The U.S. economy has nearly recovered. Now someone has to convince Americans. Nearly half think the United States is still in recession, according to a recent Wall Street Journal poll. Some 76 percent don’t think their children’s generation will have a better life than they did. Americans are right to think they are worse off: Even if they have recovered financially, they have become aware that the economy is riskier than it used to be. They might never bounce back from that.
Economic well-being is not limited to wealth, earnings, and employment; security matters, too. All else being equal, a riskier environment is worse, economically speaking. Financial markets may be less volatile, but structural changes in the economy have increased risk for most Americans’ largest asset: future earnings.
Lifetime earning power has been getting less certain for decades, but it took the recession to make people realize it. In 2002, one out of two Americans expected real income gains in the next five years, according to the Index of Consumer Sentiment; by 2013, only one in three did. It is well known that real median earnings didn’t increase in the last 20 years; overall earnings have become more volatile, too. The amount that the average household’s earnings fluctuate each year has been increasing (PDF) since the 1980s. Household finances also are less secure because people have less liquid savings and more debt. The economic stress associated with the recession made these trends more apparent.
The future of U.S. children also looks precarious. Tyler Cowen argues that changes in technology and trade are hollowing out the middle class, leaving a larger chasm between economic winners and losers, with very few in the middle. People who thrive in the future will do very well. The rest will have a harder time getting by. Previously, parents could safely assume that their children had good shots at landing middle-class lives. The stakes are now higher and the risk of failure larger.
Younger Americans may never recover from the recession’s wake-up call to risk, and the economy might suffer for that. The Great Depression scared a generation away from taking financial risk: Many Americans who came of age during the Depression never invested in the stock market. To be fair, they never had to because many had company-sponsored pensions to support them in retirement. Millennials have internalized the same fears, with 13 percent describing themselves as financially conservative, a rate matched only by World War II babies (now ages 68 and up), according to a recent UBS survey (PDF). They are holding more in cash and less in stock than other generations have done.
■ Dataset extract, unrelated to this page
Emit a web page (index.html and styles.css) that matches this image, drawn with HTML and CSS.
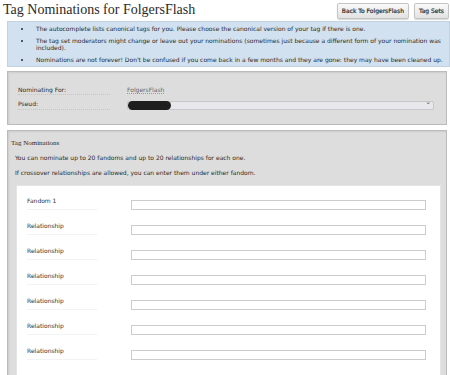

The fortunes of the Depression’s children were eventually bolstered by a wartime economy and postwar boom. Millennials face no such relief on the horizon. Downturns have historically pushed previous generations (PDF) into entrepreneurship, but that’s not happening either. The youth self-employment rate has fallen each year since the recession and shows no sign of turning around. In 2003, 8.3 percent of Americans aged 25 to 39 were self-employed, by 2013 only 6.8 percent were.
The economic recovery cannot be measured only by market returns, growth in gross domestic product, and housing starts. Psychology counts. Heightened fear can hurt career and investment decisions for decades. Put another way, economic well-being requires a certain level of optimism, a firm belief that success is possible, even when times are hard. Markets crash. Businesses fail. But if people today unwilling to take measured chances, we haven’t recovered at all. That may affect career and investment decisions for decades.